One of the striking features of the crisis in China is the character of the inner party struggle. Why has the struggle been conducted in the Party against unnamed persons or groups? And why has it turned from what originally appeared to be a Party discussion of fundamental questions of policy into what is now called "an all-around test of strength between the proletariat and the bourgeoisie and its agents in our Party"? (Renmin Ribao and Hongqi, January 1, 1967, reprinted in Peking Review No. 1)


Certainly, it would be preferable to have an open, leisurely discussion of fundamental policy in the party and in the public organs of the party on the basis of minority and majority, and to embody the essential differences in resolutions subject to further discussions and vote by a party congress. However, serious party discussions are not just mere discussions. Party controversies over serious issues generally reflect the influence and interest of the classes in society.

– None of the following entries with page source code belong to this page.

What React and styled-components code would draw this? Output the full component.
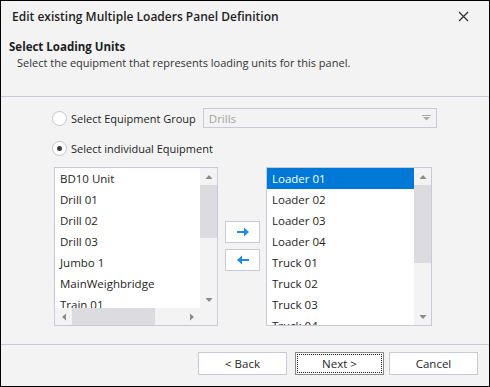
import React from 'react';
import styled, { createGlobalStyle } from 'styled-components';

const GlobalStyle = createGlobalStyle`
  html, body {
    margin: 0;
    padding: 0;
    background: #f3f3f3;
  }
  * {
    box-sizing: border-box;
  }
`;

const LINE = '#c9c9dc';
const TEXT = '#1e1e1e';

const Dialog = styled.div`
  width: 490px;
  height: 387px;
  border: 1px solid #000;
  background: #f3f3f3;
  display: flex;
  flex-direction: column;
  font-family: "Open Sans", "Noto Sans", sans-serif;
  color: ${TEXT};
`;

const TitleBar = styled.div`
  height: 31px;
  display: flex;
  align-items: center;
  justify-content: space-between;
  padding: 0 20px 0 11px;
  font-size: 12px;
  font-weight: 600;
`;

const CloseButton = styled.span`
  display: flex;
  width: 11px;
  height: 11px;
`;

const Header = styled.div`
  height: 65px;
  padding: 7px 0 0 8px;
  border-bottom: 1px solid ${LINE};
`;

const HeaderTitle = styled.div`
  font-size: 11.5px;
  font-weight: 700;
  line-height: 16px;
`;

const HeaderText = styled.div`
  font-size: 11px;
  line-height: 15px;
  padding-left: 8px;
  color: #333;
`;

const Content = styled.div`
  flex: 1;
  padding: 11px 0 0 51px;
  display: flex;
  flex-direction: column;
  gap: 10px;
`;

const OptionRow = styled.label`
  height: 20px;
  display: flex;
  align-items: center;
  font-size: 11px;
`;

const Radio = styled.span`
  width: 15px;
  height: 15px;
  border-radius: 50%;
  border: 1px solid #c4c4ce;
  background: #fff;
  display: flex;
  align-items: center;
  justify-content: center;
  margin-right: 4px;

  &::after {
    content: '';
    width: 5px;
    height: 5px;
    border-radius: 50%;
    background: ${p => (p.$checked ? '#3c3c3c' : 'transparent')};
  }
`;

const Select = styled.div`
  margin-left: 7px;
  width: 234px;
  height: 20px;
  border: 1px solid ${LINE};
  display: flex;
  align-items: center;
  justify-content: space-between;
  padding: 0 5px 0 5px;
  color: #a3a3a3;
  font-size: 11.5px;
`;

const Lists = styled.div`
  margin: -1px 0 0 2px;
  display: flex;
  align-items: flex-start;
`;

const ListBox = styled.div`
  width: ${p => p.$width}px;
  height: 159px;
  border: 1px solid ${LINE};
  background: #fff;
  display: grid;
  grid-template-columns: 1fr 17px;
  grid-template-rows: ${p => (p.$hscroll ? '1fr 17px' : '1fr')};
  overflow: hidden;
`;

const Items = styled.div`
  overflow: hidden;
`;

const Item = styled.div`
  height: 21px;
  line-height: 21px;
  padding-left: 5px;
  font-size: 11.5px;
  white-space: nowrap;
  background: ${p => (p.$selected ? '#0078d7' : 'transparent')};
  color: ${p => (p.$selected ? '#fff' : TEXT)};
`;

const VScroll = styled.div`
  background: #f3f3f3;
  display: flex;
  flex-direction: column;
`;

const HScroll = styled.div`
  background: #f3f3f3;
  display: flex;
`;

const Corner = styled.div`
  background: #f3f3f3;
`;

const ScrollArrow = styled.div`
  width: 17px;
  height: 17px;
  flex: none;
  display: flex;
  align-items: center;
  justify-content: center;
`;

const Track = styled.div`
  flex: 1;
  display: flex;
  flex-direction: ${p => (p.$horizontal ? 'row' : 'column')};
  justify-content: space-between;
`;

const Thumb = styled.div`
  background: #dcdce0;
  ${p => (p.$horizontal ? `width: ${p.$size}px;` : `height: ${p.$size}px;`)}
`;

const MoveButtons = styled.div`
  margin: 54px 6px 0 7px;
  display: flex;
  flex-direction: column;
  gap: 6px;
`;

const MoveButton = styled.div`
  width: 35px;
  height: 22px;
  border: 1px solid ${LINE};
  background: #fff;
  display: flex;
  align-items: center;
  justify-content: center;
`;

const Footer = styled.div`
  height: 42px;
  border-top: 1px solid ${LINE};
  display: flex;
  justify-content: flex-end;
  align-items: flex-start;
  padding: 7px 11px 0 0;
  gap: 7px;
`;

const Button = styled.div`
  position: relative;
  width: 89px;
  height: 23px;
  background: #fff;
  border: 1px solid ${p => (p.$focused ? '#8a8a8a' : LINE)};
  display: flex;
  align-items: center;
  justify-content: center;
  font-size: 11.5px;
  margin-left: ${p => p.$gap || 0}px;

  &::after {
    content: '';
    display: ${p => (p.$focused ? 'block' : 'none')};
    position: absolute;
    inset: 1px;
    border: 1px dotted #222;
  }
`;

const Tri = ({ dir, color = '#8a8a8a' }) => {
  const pts = {
    up: '0.5,5 4,1 7.5,5',
    down: '0.5,1 4,5 7.5,1',
    left: '5,0.5 1,4 5,7.5',
    right: '1,0.5 5,4 1,7.5',
  }[dir];
  const horizontal = dir === 'left' || dir === 'right';
  return (
    <svg width={horizontal ? 6 : 8} height={horizontal ? 8 : 6} viewBox={horizontal ? '0 0 6 8' : '0 0 8 6'}>
      <polygon points={pts} fill={color} />
    </svg>
  );
};

const Arrow = ({ left }) => (
  <svg width="14" height="10" viewBox="0 0 14 10">
    <g transform={left ? 'scale(-1,1) translate(-14,0)' : undefined}>
      <rect x="1" y="4" width="9" height="2" fill="#1e8ae6" />
      <polygon points="8,0.5 13,5 8,9.5" fill="#1e8ae6" />
    </g>
  </svg>
);

const VerticalBar = ({ thumb }) => (
  <VScroll>
    <ScrollArrow><Tri dir="up" /></ScrollArrow>
    <Track>
      <Thumb $size={thumb} />
    </Track>
    <ScrollArrow><Tri dir="down" /></ScrollArrow>
  </VScroll>
);

const available = ['BD10 Unit', 'Drill 01', 'Drill 02', 'Drill 03', 'Jumbo 1', 'MainWeighbridge', 'Train 01', 'Train 02'];
const selected = ['Loader 01', 'Loader 02', 'Loader 03', 'Loader 04', 'Truck 01', 'Truck 02', 'Truck 03', 'Truck 04'];

export default function App() {
  return (
    <>
      <GlobalStyle />
      <Dialog>
        <TitleBar>
          <span>Edit existing Multiple Loaders Panel Definition</span>
          <CloseButton>
            <svg width="11" height="11" viewBox="0 0 11 11">
              <path d="M1 1 L10 10 M10 1 L1 10" stroke="#333" strokeWidth="1.3" />
            </svg>
          </CloseButton>
        </TitleBar>

        <Header>
          <HeaderTitle>Select Loading Units</HeaderTitle>
          <HeaderText>Select the equipment that represents loading units for this panel.</HeaderText>
        </Header>

        <Content>
          <OptionRow>
            <Radio />
            Select Equipment Group
            <Select>
              <span>Drills</span>
              <svg width="9" height="6" viewBox="0 0 9 6">
                <rect x="0" y="0" width="9" height="1" fill="#a8a8a8" />
                <polygon points="1,2 8,2 4.5,5.5" fill="#a8a8a8" />
              </svg>
            </Select>
          </OptionRow>
          <OptionRow>
            <Radio $checked />
            Select individual Equipment
          </OptionRow>

          <Lists>
            <ListBox $width={164} $hscroll>
              <Items>
                {available.map(name => <Item key={name}>{name}</Item>)}
              </Items>
              <VerticalBar thumb={53} />
              <HScroll>
                <ScrollArrow><Tri dir="left" /></ScrollArrow>
                <Track $horizontal>
                  <Thumb $horizontal $size={83} />
                </Track>
                <ScrollArrow><Tri dir="right" /></ScrollArrow>
              </HScroll>
              <Corner />
            </ListBox>

            <MoveButtons>
              <MoveButton><Arrow /></MoveButton>
              <MoveButton><Arrow left /></MoveButton>
            </MoveButtons>

            <ListBox $width={166}>
              <Items>
                {selected.map((name, i) => <Item key={name} $selected={i === 0}>{name}</Item>)}
              </Items>
              <VerticalBar thumb={78} />
            </ListBox>
          </Lists>
        </Content>

        <Footer>
          <Button>&lt; Back</Button>
          <Button $focused $gap={1}>Next &gt;</Button>
          <Button $gap={-2}>Cancel</Button>
        </Footer>
      </Dialog>
    </>
  );
}
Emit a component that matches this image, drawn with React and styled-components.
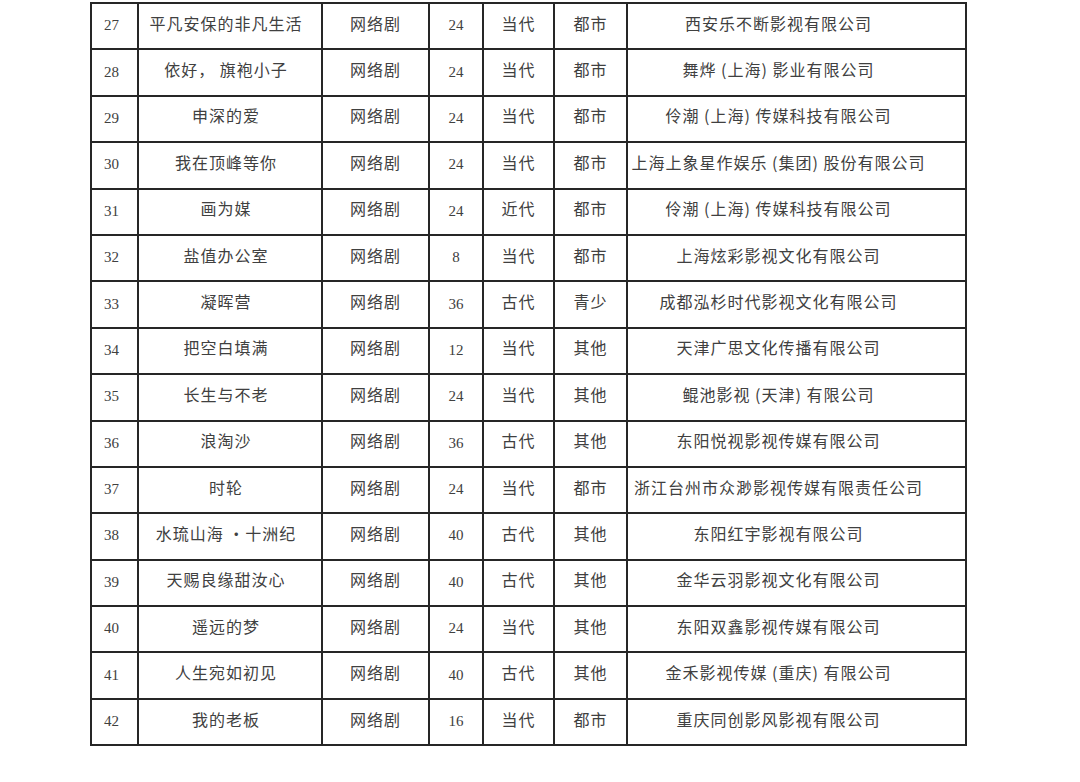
import React from "react";
import styled, { createGlobalStyle } from "styled-components";

const GlobalStyles = createGlobalStyle`
  body {
    margin: 0;
    background: #ffffff;
    font-family: "Noto Sans CJK SC", "Liberation Serif", serif;
  }
`;

const rows = [
  [27, "平凡安保的非凡生活", "网络剧", 24, "当代", "都市", "西安乐不断影视有限公司"],
  [28, "依好，  旗袍小子", "网络剧", 24, "当代", "都市", "舞烨 (上海) 影业有限公司"],
  [29, "申深的爱", "网络剧", 24, "当代", "都市", "伶潮 (上海) 传媒科技有限公司"],
  [30, "我在顶峰等你", "网络剧", 24, "当代", "都市", "上海上象星作娱乐 (集团) 股份有限公司"],
  [31, "画为媒", "网络剧", 24, "近代", "都市", "伶潮 (上海) 传媒科技有限公司"],
  [32, "盐值办公室", "网络剧", 8, "当代", "都市", "上海炫彩影视文化有限公司"],
  [33, "凝晖营", "网络剧", 36, "古代", "青少", "成都泓杉时代影视文化有限公司"],
  [34, "把空白填满", "网络剧", 12, "当代", "其他", "天津广思文化传播有限公司"],
  [35, "长生与不老", "网络剧", 24, "当代", "其他", "鲲池影视 (天津) 有限公司"],
  [36, "浪淘沙", "网络剧", 36, "古代", "其他", "东阳悦视影视传媒有限公司"],
  [37, "时轮", "网络剧", 24, "当代", "都市", "浙江台州市众渺影视传媒有限责任公司"],
  [38, "水琉山海 ·十洲纪", "网络剧", 40, "古代", "其他", "东阳红宇影视有限公司"],
  [39, "天赐良缘甜汝心", "网络剧", 40, "古代", "其他", "金华云羽影视文化有限公司"],
  [40, "遥远的梦", "网络剧", 24, "当代", "其他", "东阳双鑫影视传媒有限公司"],
  [41, "人生宛如初见", "网络剧", 40, "古代", "其他", "金禾影视传媒 (重庆) 有限公司"],
  [42, "我的老板", "网络剧", 16, "当代", "都市", "重庆同创影风影视有限公司"],
];

const colWidths = [47, 184, 107, 54, 71, 73, 339];

const Page = styled.div`
  padding: 2px 0 0 90px;
`;

const Table = styled.table`
  border-collapse: collapse;
  table-layout: fixed;
  width: 875px;
  border: 2px solid #262626;
`;

const Row = styled.tr`
  height: 46.4px;
`;

const Cell = styled.td`
  border: 2px solid #262626;
  padding: 0 ${(p) => p.$shift || 0}px ${(p) => (p.$num ? "1px" : "7px")} 0;
  text-align: center;
  vertical-align: middle;
  white-space: nowrap;
  color: #404040;
  font-family: ${(p) =>
    p.$num
      ? `"Liberation Serif", "DejaVu Serif", serif`
      : `"Noto Sans CJK SC", sans-serif`};
  font-size: ${(p) => (p.$num ? "15px" : "16px")};
  letter-spacing: ${(p) => (p.$num ? "0" : "1px")};
  font-weight: 400;
`;

export default function App() {
  return (
    <Page>
      <GlobalStyles />
      <Table>
        <colgroup>
          {colWidths.map((w, i) => (
            <col key={i} style={{ width: w }} />
          ))}
        </colgroup>
        <tbody>
          {rows.map((r) => (
            <Row key={r[0]}>
              <Cell $num $shift={6}>{r[0]}</Cell>
              <Cell $shift={8}>{r[1]}</Cell>
              <Cell>{r[2]}</Cell>
              <Cell $num>{r[3]}</Cell>
              <Cell>{r[4]}</Cell>
              <Cell>{r[5]}</Cell>
              <Cell $shift={36}>{r[6]}</Cell>
            </Row>
          ))}
        </tbody>
      </Table>
    </Page>
  );
}
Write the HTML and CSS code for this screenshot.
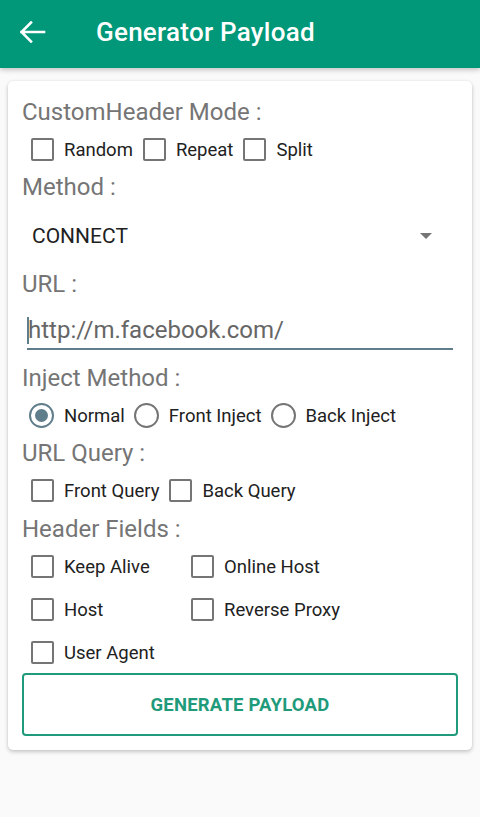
FILE: index.html
```html
<!DOCTYPE html>
<html>
<head>
<meta charset="utf-8">
<link rel="stylesheet" href="styles.css">
</head>
<body>
<header class="appbar">
  <svg class="back" width="26" height="22" viewBox="0 0 26 22"><path d="M1.5 11H24M11 1.5L1.5 11L11 20.5" fill="none" stroke="#fff" stroke-width="2.6" stroke-linecap="square"/></svg>
  <h1 class="title">Generator Payload</h1>
</header>
<main class="card">
  <div class="label">CustomHeader Mode :</div>
  <div class="row">
    <span class="item"><span class="box"></span><span class="txt">Random</span></span>
    <span class="item"><span class="box"></span><span class="txt">Repeat</span></span>
    <span class="item"><span class="box"></span><span class="txt">Split</span></span>
  </div>
  <div class="label">Method :</div>
  <div class="spinner">
    <span class="spin-text">CONNECT</span>
    <span class="arrow"></span>
  </div>
  <div class="label">URL :</div>
  <div class="input">
    <span class="cursor"></span><span class="input-text">http://m.facebook.com/</span>
  </div>
  <div class="label">Inject Method :</div>
  <div class="row radios">
    <span class="item"><span class="radio checked"></span><span class="txt">Normal</span></span>
    <span class="item"><span class="radio"></span><span class="txt">Front Inject</span></span>
    <span class="item"><span class="radio"></span><span class="txt">Back Inject</span></span>
  </div>
  <div class="label">URL Query :</div>
  <div class="row">
    <span class="item"><span class="box"></span><span class="txt">Front Query</span></span>
    <span class="item"><span class="box"></span><span class="txt">Back Query</span></span>
  </div>
  <div class="label lh">Header Fields :</div>
  <div class="grid">
    <span class="item"><span class="box"></span><span class="txt">Keep Alive</span></span>
    <span class="item"><span class="box"></span><span class="txt">Online Host</span></span>
    <span class="item"><span class="box"></span><span class="txt">Host</span></span>
    <span class="item"><span class="box"></span><span class="txt">Reverse Proxy</span></span>
    <span class="item"><span class="box"></span><span class="txt">User Agent</span></span>
  </div>
  <button class="btn">GENERATE PAYLOAD</button>
</main>
</body>
</html>
```
FILE: styles.css
```css
* { box-sizing: border-box; }
html, body { margin: 0; padding: 0; }
body {
  background: #fafafa;
  font-family: Roboto, "Noto Sans", sans-serif;
  width: 480px;
  height: 817px;
  overflow: hidden;
}
.appbar {
  height: 68px;
  background: #009879;
  display: flex;
  align-items: center;
  padding-left: 20px;
  box-shadow: 0 2px 5px rgba(0,0,0,0.22);
  position: relative;
  z-index: 1;
}
.back { display: block; margin-top: -4px; }
.title {
  margin: 0 0 0 50px;
  color: #fff;
  font-size: 26px;
  font-weight: 500;
  margin-top: -4px;
  letter-spacing: 0.25px;
}
.card {
  margin: 13px 8px 0 8px;
  background: #fff;
  border-radius: 5px;
  box-shadow: 0 2px 4px rgba(0,0,0,0.2), 0 0 2px rgba(0,0,0,0.08);
  padding: 16px 14px 14px 14px;
}
.label {
  height: 30px;
  line-height: 30px;
  font-size: 24px;
  color: #757575;
}
.lh { margin-top: 1px; }
.row {
  height: 45px;
  display: flex;
  align-items: center;
  padding-left: 9px;
}
.item {
  display: inline-flex;
  align-items: center;
  margin-right: 10px;
}
.box {
  width: 23px;
  height: 23px;
  border: 2px solid #757575;
  border-radius: 2px;
  margin-right: 10px;
  flex: none;
}
.txt {
  font-size: 18.5px;
  color: #212121;
}
.radios { padding-left: 7px; }
.radios .item { margin-right: 9px; }
.radio {
  width: 25px;
  height: 25px;
  border: 2px solid #757575;
  border-radius: 50%;
  margin-right: 10px;
  flex: none;
  display: flex;
  align-items: center;
  justify-content: center;
}
.radio.checked { border-color: #607d8b; }
.radio.checked::after {
  content: "";
  width: 13px;
  height: 13px;
  border-radius: 50%;
  background: #607d8b;
}
.spinner {
  height: 67px;
  display: flex;
  align-items: center;
  justify-content: space-between;
  padding-left: 10px;
  padding-right: 26px;
}
.spin-text {
  font-size: 21px;
  color: #212121;
}
.arrow {
  width: 0;
  height: 0;
  border-left: 6px solid transparent;
  border-right: 6px solid transparent;
  border-top: 6px solid #757575;
}
.input {
  margin: 0 5px 13px 5px;
  padding-top: 15px;
  height: 51px;
  border-bottom: 2px solid #607d8b;
  display: flex;
  align-items: flex-start;
}
.cursor {
  width: 2px;
  height: 27px;
  background: #607d8b;
  margin-top: 3px;
  flex: none;
}
.input-text {
  font-size: 24px;
  line-height: 32px;
  color: #666;
  margin-left: -1px;
}
.grid {
  margin-top: 1px;
  display: grid;
  grid-template-columns: 160px 1fr;
  grid-auto-rows: 43px;
  padding-left: 9px;
  align-items: center;
}
.btn {
  display: block;
  width: 100%;
  height: 63px;
  margin-top: -1px;
  background: #fff;
  border: 2px solid #1f9b7c;
  border-radius: 4px;
  color: #1f9b7c;
  font-family: Roboto, sans-serif;
  font-size: 18.5px;
  font-weight: 700;
  letter-spacing: 0.2px;
}
```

Basic class interests, however, cannot be resolved by minority and majority resolution even in the most revolutionary party. Classes generally do not permit the fate of their role in society to be determined by parliamentary mechanisms or even by validly constituted political organisms. The leaders of the proletarian revolution in China certainly could not permit the fate of their revolution and the destiny of China to be determined on that basis.

However, it should be noted that Chairman Mao Tse-tung and Defense Minister Lin Piao represent the Central Committee of the Party and that it was the validly constituted plenary session of the Central Committee in August which passed the momentous decision on the cultural revolution.

Whatever decisions this body has taken are binding under the Party's constitution, pending convocation of a Party congress. If the class struggle has broken out into the open in the meantime then the only recourse is to prosecute the struggle in behalf of the revolutionary line of the proletariat to a victorious conclusion.